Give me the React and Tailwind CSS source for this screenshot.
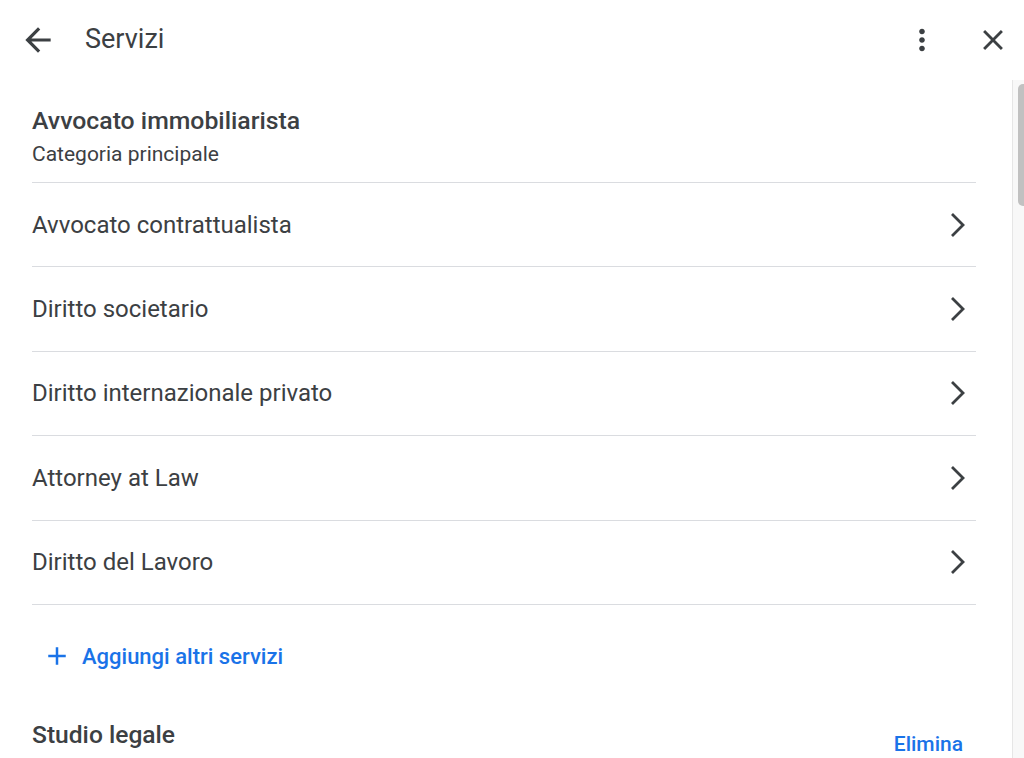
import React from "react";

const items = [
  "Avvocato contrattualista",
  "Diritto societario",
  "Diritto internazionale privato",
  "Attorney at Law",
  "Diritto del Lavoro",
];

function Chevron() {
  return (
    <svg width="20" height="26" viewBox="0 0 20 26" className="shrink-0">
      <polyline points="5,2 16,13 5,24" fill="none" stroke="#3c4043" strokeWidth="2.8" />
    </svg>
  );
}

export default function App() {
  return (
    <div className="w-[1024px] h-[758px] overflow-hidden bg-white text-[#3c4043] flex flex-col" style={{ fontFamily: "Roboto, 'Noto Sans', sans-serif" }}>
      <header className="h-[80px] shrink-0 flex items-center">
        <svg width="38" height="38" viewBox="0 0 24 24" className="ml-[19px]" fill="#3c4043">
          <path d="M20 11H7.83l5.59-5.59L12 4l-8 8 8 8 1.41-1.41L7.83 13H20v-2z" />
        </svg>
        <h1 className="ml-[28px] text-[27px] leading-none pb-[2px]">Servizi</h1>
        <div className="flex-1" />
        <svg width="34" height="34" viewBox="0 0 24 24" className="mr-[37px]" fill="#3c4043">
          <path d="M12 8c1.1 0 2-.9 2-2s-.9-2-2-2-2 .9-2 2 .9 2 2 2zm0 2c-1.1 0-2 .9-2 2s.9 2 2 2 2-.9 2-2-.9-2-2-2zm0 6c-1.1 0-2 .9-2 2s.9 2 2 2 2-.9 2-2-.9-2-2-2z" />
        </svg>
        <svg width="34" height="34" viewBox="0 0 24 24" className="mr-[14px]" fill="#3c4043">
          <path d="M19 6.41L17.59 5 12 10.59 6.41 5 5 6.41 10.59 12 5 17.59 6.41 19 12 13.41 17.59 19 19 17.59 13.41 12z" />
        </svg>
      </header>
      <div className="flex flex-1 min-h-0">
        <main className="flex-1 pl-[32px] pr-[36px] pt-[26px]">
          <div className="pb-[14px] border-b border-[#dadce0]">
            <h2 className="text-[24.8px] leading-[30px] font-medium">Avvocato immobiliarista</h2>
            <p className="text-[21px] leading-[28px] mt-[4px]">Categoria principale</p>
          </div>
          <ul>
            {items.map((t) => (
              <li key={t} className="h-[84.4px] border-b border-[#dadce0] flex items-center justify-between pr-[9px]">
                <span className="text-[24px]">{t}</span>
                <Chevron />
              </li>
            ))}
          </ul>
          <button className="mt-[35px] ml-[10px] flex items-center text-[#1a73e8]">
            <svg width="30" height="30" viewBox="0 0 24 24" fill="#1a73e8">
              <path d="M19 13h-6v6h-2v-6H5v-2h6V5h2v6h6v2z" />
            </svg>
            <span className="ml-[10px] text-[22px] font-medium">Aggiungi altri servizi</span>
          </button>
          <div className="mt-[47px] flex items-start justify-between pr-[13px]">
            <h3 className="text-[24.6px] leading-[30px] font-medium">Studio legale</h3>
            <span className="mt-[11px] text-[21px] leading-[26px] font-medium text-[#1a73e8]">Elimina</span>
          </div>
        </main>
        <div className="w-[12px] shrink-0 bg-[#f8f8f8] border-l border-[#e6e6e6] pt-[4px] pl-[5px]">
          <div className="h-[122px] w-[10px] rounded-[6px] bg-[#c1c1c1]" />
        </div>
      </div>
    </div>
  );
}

▬▬▬▬▬▬▬▬▬▬

— Task details —
Transcribe the material exactly, and leave out whatever pictures it holds.

— Final result —
Give me the React and Tailwind CSS source for this screenshot.
import React from "react";

const items = [
  "Avvocato contrattualista",
  "Diritto societario",
  "Diritto internazionale privato",
  "Attorney at Law",
  "Diritto del Lavoro",
];

function Chevron() {
  return (
    <svg width="20" height="26" viewBox="0 0 20 26" className="shrink-0">
      <polyline points="5,2 16,13 5,24" fill="none" stroke="#3c4043" strokeWidth="2.8" />
    </svg>
  );
}

export default function App() {
  return (
    <div className="w-[1024px] h-[758px] overflow-hidden bg-white text-[#3c4043] flex flex-col" style={{ fontFamily: "Roboto, 'Noto Sans', sans-serif" }}>
      <header className="h-[80px] shrink-0 flex items-center">
        <svg width="38" height="38" viewBox="0 0 24 24" className="ml-[19px]" fill="#3c4043">
          <path d="M20 11H7.83l5.59-5.59L12 4l-8 8 8 8 1.41-1.41L7.83 13H20v-2z" />
        </svg>
        <h1 className="ml-[28px] text-[27px] leading-none pb-[2px]">Servizi</h1>
        <div className="flex-1" />
        <svg width="34" height="34" viewBox="0 0 24 24" className="mr-[37px]" fill="#3c4043">
          <path d="M12 8c1.1 0 2-.9 2-2s-.9-2-2-2-2 .9-2 2 .9 2 2 2zm0 2c-1.1 0-2 .9-2 2s.9 2 2 2 2-.9 2-2-.9-2-2-2zm0 6c-1.1 0-2 .9-2 2s.9 2 2 2 2-.9 2-2-.9-2-2-2z" />
        </svg>
        <svg width="34" height="34" viewBox="0 0 24 24" className="mr-[14px]" fill="#3c4043">
          <path d="M19 6.41L17.59 5 12 10.59 6.41 5 5 6.41 10.59 12 5 17.59 6.41 19 12 13.41 17.59 19 19 17.59 13.41 12z" />
        </svg>
      </header>
      <div className="flex flex-1 min-h-0">
        <main className="flex-1 pl-[32px] pr-[36px] pt-[26px]">
          <div className="pb-[14px] border-b border-[#dadce0]">
            <h2 className="text-[24.8px] leading-[30px] font-medium">Avvocato immobiliarista</h2>
            <p className="text-[21px] leading-[28px] mt-[4px]">Categoria principale</p>
          </div>
          <ul>
            {items.map((t) => (
              <li key={t} className="h-[84.4px] border-b border-[#dadce0] flex items-center justify-between pr-[9px]">
                <span className="text-[24px]">{t}</span>
                <Chevron />
              </li>
            ))}
          </ul>
          <button className="mt-[35px] ml-[10px] flex items-center text-[#1a73e8]">
            <svg width="30" height="30" viewBox="0 0 24 24" fill="#1a73e8">
              <path d="M19 13h-6v6h-2v-6H5v-2h6V5h2v6h6v2z" />
            </svg>
            <span className="ml-[10px] text-[22px] font-medium">Aggiungi altri servizi</span>
          </button>
          <div className="mt-[47px] flex items-start justify-between pr-[13px]">
            <h3 className="text-[24.6px] leading-[30px] font-medium">Studio legale</h3>
            <span className="mt-[11px] text-[21px] leading-[26px] font-medium text-[#1a73e8]">Elimina</span>
          </div>
        </main>
        <div className="w-[12px] shrink-0 bg-[#f8f8f8] border-l border-[#e6e6e6] pt-[4px] pl-[5px]">
          <div className="h-[122px] w-[10px] rounded-[6px] bg-[#c1c1c1]" />
        </div>
      </div>
    </div>
  );
}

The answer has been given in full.